### Given instruction:
Print exactly what lies from the line with "Emit a component" down to the line with "const [showRrn, setShowRrn]", counting both of those lines, but not the pictures.

### Provided data:
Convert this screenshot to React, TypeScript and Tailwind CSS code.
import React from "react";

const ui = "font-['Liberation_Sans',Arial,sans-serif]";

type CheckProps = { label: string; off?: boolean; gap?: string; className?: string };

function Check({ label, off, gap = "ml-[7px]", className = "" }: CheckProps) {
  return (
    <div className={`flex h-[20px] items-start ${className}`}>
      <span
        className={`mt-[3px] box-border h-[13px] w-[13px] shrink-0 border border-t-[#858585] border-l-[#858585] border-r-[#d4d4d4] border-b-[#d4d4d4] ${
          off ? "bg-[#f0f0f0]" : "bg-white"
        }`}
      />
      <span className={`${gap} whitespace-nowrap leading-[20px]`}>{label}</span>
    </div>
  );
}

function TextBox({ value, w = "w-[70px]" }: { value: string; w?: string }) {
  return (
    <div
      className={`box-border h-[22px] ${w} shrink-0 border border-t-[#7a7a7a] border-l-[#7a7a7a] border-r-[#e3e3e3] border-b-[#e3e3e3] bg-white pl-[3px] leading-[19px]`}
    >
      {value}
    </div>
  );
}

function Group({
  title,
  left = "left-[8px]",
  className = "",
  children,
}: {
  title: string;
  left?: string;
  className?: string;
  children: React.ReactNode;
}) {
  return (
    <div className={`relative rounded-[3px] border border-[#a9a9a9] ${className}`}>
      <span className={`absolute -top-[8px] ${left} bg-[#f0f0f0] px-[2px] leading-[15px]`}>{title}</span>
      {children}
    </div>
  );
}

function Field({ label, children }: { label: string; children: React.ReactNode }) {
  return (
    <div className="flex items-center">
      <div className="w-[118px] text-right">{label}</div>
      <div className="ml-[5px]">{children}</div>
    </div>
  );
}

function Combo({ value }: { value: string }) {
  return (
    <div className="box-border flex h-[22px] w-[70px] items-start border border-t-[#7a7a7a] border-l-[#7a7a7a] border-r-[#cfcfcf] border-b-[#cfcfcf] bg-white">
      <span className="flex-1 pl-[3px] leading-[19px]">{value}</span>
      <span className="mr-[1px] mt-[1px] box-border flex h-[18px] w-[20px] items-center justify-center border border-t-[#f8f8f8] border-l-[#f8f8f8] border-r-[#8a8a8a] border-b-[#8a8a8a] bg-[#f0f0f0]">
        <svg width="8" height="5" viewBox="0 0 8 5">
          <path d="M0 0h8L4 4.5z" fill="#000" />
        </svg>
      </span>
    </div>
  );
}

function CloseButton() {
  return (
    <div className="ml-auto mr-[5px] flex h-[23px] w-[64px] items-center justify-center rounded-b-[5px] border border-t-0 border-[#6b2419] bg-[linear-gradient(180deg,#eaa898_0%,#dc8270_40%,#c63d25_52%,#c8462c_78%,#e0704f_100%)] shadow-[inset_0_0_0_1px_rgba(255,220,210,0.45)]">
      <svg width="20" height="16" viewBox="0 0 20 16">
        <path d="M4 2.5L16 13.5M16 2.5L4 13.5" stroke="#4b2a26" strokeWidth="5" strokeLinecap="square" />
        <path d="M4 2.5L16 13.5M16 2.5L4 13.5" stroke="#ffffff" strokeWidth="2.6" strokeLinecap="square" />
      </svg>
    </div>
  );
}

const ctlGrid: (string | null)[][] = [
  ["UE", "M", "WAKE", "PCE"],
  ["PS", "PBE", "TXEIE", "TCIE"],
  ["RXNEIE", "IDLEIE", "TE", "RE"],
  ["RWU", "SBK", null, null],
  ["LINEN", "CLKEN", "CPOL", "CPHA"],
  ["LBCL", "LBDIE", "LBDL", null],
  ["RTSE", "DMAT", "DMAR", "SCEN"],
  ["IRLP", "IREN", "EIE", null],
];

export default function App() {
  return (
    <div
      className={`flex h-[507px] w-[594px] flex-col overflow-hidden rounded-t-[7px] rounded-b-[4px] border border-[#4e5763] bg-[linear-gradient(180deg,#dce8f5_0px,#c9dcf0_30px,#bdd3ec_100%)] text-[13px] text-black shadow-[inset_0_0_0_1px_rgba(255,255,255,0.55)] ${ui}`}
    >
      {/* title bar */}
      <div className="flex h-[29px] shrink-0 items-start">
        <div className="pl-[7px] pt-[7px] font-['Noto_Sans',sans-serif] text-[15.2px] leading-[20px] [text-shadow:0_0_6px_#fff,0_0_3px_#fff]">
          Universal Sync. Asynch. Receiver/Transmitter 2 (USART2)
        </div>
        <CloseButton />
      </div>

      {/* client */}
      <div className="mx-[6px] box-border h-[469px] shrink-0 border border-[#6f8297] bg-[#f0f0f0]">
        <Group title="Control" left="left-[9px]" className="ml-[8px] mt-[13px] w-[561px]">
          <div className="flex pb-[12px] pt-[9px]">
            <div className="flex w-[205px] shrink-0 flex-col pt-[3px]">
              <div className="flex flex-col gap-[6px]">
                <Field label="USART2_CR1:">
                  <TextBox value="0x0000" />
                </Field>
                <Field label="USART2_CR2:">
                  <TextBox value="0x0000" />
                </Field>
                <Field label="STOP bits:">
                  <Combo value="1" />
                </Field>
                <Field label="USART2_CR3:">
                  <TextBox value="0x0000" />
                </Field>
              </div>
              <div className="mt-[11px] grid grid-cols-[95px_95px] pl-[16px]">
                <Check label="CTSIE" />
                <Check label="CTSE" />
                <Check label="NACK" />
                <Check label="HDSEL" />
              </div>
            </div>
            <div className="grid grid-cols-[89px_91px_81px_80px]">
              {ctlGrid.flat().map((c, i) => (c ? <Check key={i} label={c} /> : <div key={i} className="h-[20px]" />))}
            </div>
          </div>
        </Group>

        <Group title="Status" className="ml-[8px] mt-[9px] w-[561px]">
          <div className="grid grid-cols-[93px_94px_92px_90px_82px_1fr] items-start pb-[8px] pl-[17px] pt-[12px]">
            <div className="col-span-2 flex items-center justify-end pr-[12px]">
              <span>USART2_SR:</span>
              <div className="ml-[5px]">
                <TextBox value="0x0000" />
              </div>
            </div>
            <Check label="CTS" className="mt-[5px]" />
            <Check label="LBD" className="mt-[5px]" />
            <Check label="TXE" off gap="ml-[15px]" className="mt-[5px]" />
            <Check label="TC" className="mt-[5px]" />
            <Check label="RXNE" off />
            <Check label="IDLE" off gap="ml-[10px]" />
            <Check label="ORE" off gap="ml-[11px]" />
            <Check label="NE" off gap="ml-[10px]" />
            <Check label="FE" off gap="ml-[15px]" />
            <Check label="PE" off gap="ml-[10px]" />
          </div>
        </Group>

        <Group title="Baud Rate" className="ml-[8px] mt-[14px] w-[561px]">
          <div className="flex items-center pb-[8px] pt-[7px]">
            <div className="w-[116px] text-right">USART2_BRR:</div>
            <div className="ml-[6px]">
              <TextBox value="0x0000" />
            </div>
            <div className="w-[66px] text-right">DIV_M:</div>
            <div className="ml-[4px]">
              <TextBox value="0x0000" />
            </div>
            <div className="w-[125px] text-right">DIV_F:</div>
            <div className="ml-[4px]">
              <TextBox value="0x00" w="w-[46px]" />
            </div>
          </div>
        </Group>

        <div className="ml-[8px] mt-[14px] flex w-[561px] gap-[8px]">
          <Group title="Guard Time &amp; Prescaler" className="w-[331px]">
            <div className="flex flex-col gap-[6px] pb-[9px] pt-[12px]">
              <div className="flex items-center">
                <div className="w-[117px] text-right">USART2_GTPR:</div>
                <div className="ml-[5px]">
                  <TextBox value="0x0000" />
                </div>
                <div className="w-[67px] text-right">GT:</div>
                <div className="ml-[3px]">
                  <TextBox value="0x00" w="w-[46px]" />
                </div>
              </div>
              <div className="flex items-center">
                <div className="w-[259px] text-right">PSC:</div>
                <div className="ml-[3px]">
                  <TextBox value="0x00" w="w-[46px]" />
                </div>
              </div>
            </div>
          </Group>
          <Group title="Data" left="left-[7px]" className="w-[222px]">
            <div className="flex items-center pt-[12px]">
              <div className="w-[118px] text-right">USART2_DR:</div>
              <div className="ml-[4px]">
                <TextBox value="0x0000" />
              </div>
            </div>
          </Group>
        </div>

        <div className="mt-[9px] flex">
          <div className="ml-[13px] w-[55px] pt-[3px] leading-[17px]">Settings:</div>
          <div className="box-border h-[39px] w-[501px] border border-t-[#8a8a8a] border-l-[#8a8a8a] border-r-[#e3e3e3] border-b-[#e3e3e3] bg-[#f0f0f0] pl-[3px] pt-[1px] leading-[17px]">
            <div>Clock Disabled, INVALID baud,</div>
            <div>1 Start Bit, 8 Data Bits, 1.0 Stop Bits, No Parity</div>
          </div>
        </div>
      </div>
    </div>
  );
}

* * *

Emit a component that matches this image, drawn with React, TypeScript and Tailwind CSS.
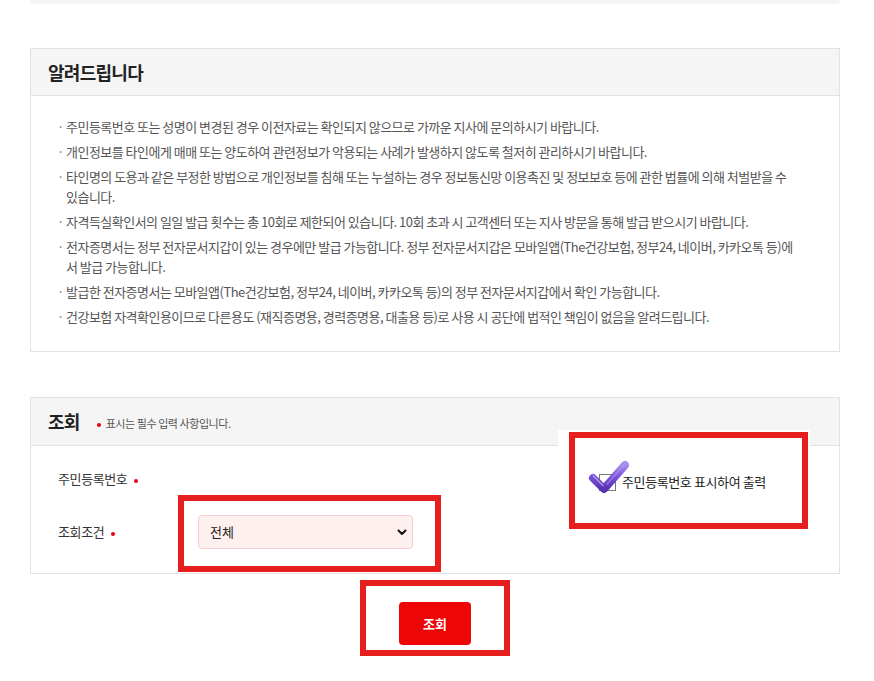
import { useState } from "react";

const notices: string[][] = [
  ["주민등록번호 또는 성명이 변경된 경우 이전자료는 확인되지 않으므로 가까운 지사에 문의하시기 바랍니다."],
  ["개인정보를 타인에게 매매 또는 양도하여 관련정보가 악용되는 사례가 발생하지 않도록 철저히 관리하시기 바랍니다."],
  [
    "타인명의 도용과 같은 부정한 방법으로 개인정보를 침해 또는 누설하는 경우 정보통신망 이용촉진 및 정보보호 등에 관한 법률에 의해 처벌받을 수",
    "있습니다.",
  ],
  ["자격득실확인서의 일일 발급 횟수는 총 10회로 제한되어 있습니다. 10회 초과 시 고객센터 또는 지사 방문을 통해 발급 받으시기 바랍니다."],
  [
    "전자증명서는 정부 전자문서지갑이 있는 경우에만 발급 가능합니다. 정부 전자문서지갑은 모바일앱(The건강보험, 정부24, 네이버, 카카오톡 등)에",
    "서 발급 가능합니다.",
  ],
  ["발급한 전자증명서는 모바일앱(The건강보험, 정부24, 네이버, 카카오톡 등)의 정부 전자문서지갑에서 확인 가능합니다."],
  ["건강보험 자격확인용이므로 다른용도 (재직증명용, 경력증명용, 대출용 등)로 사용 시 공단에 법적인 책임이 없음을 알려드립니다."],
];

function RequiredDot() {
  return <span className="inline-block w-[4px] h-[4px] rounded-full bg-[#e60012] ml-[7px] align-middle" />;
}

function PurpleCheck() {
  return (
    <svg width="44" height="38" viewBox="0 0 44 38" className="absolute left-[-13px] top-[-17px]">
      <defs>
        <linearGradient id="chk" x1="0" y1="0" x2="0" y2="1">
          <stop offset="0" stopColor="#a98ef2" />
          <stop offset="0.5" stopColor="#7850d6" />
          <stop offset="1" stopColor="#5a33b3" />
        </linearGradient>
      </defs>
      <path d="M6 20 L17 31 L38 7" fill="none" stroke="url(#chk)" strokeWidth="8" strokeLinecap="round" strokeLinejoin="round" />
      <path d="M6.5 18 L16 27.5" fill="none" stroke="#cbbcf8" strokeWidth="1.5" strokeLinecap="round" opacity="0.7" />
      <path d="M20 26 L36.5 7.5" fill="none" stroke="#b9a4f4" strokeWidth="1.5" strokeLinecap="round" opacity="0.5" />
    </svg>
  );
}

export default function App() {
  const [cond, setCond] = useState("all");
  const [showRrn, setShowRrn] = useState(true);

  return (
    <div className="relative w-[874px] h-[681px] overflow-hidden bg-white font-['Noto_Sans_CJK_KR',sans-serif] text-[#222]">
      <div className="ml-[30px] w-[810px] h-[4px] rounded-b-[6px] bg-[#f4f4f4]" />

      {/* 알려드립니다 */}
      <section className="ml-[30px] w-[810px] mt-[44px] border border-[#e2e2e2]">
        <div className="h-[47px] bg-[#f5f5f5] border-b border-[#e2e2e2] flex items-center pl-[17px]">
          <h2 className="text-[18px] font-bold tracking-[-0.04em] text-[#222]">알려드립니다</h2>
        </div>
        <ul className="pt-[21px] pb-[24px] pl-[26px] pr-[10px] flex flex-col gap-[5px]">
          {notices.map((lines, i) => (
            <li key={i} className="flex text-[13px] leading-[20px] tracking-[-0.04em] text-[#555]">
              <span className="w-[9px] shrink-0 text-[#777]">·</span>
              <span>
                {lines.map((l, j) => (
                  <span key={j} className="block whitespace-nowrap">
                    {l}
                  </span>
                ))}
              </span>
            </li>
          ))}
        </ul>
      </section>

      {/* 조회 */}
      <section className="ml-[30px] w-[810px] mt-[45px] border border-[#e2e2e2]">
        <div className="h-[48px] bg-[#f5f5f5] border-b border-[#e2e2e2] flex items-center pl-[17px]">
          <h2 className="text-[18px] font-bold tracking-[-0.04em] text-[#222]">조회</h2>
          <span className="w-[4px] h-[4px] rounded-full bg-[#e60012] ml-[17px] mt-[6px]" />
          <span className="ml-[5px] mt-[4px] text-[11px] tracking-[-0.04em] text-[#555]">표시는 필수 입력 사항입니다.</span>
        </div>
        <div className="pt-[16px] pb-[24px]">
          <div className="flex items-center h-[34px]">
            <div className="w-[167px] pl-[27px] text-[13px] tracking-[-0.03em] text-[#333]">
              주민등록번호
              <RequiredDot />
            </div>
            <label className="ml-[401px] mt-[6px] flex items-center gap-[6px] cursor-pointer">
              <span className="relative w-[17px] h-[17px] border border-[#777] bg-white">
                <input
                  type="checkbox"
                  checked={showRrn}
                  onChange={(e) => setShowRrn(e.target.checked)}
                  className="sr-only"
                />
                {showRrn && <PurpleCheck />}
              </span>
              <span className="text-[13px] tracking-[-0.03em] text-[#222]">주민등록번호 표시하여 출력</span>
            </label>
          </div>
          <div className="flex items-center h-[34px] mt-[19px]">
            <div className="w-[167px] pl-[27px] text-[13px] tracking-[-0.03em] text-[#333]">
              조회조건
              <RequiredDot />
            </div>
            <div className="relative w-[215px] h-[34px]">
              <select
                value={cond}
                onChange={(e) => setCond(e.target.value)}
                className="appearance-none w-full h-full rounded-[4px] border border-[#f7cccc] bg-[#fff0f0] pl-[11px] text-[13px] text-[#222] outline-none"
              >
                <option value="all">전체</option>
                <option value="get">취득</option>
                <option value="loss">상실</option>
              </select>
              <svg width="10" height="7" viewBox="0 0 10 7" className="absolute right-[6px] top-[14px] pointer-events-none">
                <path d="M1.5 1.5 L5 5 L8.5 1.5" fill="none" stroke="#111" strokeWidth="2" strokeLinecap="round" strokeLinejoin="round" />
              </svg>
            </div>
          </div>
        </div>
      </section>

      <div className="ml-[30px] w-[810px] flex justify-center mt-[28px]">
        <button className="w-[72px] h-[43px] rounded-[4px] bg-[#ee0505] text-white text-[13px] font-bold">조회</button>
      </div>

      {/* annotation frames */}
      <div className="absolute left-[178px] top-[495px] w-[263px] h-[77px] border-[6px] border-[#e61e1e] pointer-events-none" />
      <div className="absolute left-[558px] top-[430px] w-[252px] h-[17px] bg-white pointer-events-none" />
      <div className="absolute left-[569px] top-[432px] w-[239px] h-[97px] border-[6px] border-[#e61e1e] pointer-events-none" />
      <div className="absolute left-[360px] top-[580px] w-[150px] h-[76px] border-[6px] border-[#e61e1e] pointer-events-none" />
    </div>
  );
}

### Answer to this task:
Emit a component that matches this image, drawn with React, TypeScript and Tailwind CSS.
import { useState } from "react";

const notices: string[][] = [
  ["주민등록번호 또는 성명이 변경된 경우 이전자료는 확인되지 않으므로 가까운 지사에 문의하시기 바랍니다."],
  ["개인정보를 타인에게 매매 또는 양도하여 관련정보가 악용되는 사례가 발생하지 않도록 철저히 관리하시기 바랍니다."],
  [
    "타인명의 도용과 같은 부정한 방법으로 개인정보를 침해 또는 누설하는 경우 정보통신망 이용촉진 및 정보보호 등에 관한 법률에 의해 처벌받을 수",
    "있습니다.",
  ],
  ["자격득실확인서의 일일 발급 횟수는 총 10회로 제한되어 있습니다. 10회 초과 시 고객센터 또는 지사 방문을 통해 발급 받으시기 바랍니다."],
  [
    "전자증명서는 정부 전자문서지갑이 있는 경우에만 발급 가능합니다. 정부 전자문서지갑은 모바일앱(The건강보험, 정부24, 네이버, 카카오톡 등)에",
    "서 발급 가능합니다.",
  ],
  ["발급한 전자증명서는 모바일앱(The건강보험, 정부24, 네이버, 카카오톡 등)의 정부 전자문서지갑에서 확인 가능합니다."],
  ["건강보험 자격확인용이므로 다른용도 (재직증명용, 경력증명용, 대출용 등)로 사용 시 공단에 법적인 책임이 없음을 알려드립니다."],
];

function RequiredDot() {
  return <span className="inline-block w-[4px] h-[4px] rounded-full bg-[#e60012] ml-[7px] align-middle" />;
}

function PurpleCheck() {
  return (
    <svg width="44" height="38" viewBox="0 0 44 38" className="absolute left-[-13px] top-[-17px]">
      <defs>
        <linearGradient id="chk" x1="0" y1="0" x2="0" y2="1">
          <stop offset="0" stopColor="#a98ef2" />
          <stop offset="0.5" stopColor="#7850d6" />
          <stop offset="1" stopColor="#5a33b3" />
        </linearGradient>
      </defs>
      <path d="M6 20 L17 31 L38 7" fill="none" stroke="url(#chk)" strokeWidth="8" strokeLinecap="round" strokeLinejoin="round" />
      <path d="M6.5 18 L16 27.5" fill="none" stroke="#cbbcf8" strokeWidth="1.5" strokeLinecap="round" opacity="0.7" />
      <path d="M20 26 L36.5 7.5" fill="none" stroke="#b9a4f4" strokeWidth="1.5" strokeLinecap="round" opacity="0.5" />
    </svg>
  );
}

export default function App() {
  const [cond, setCond] = useState("all");
  const [showRrn, setShowRrn] = useState(true);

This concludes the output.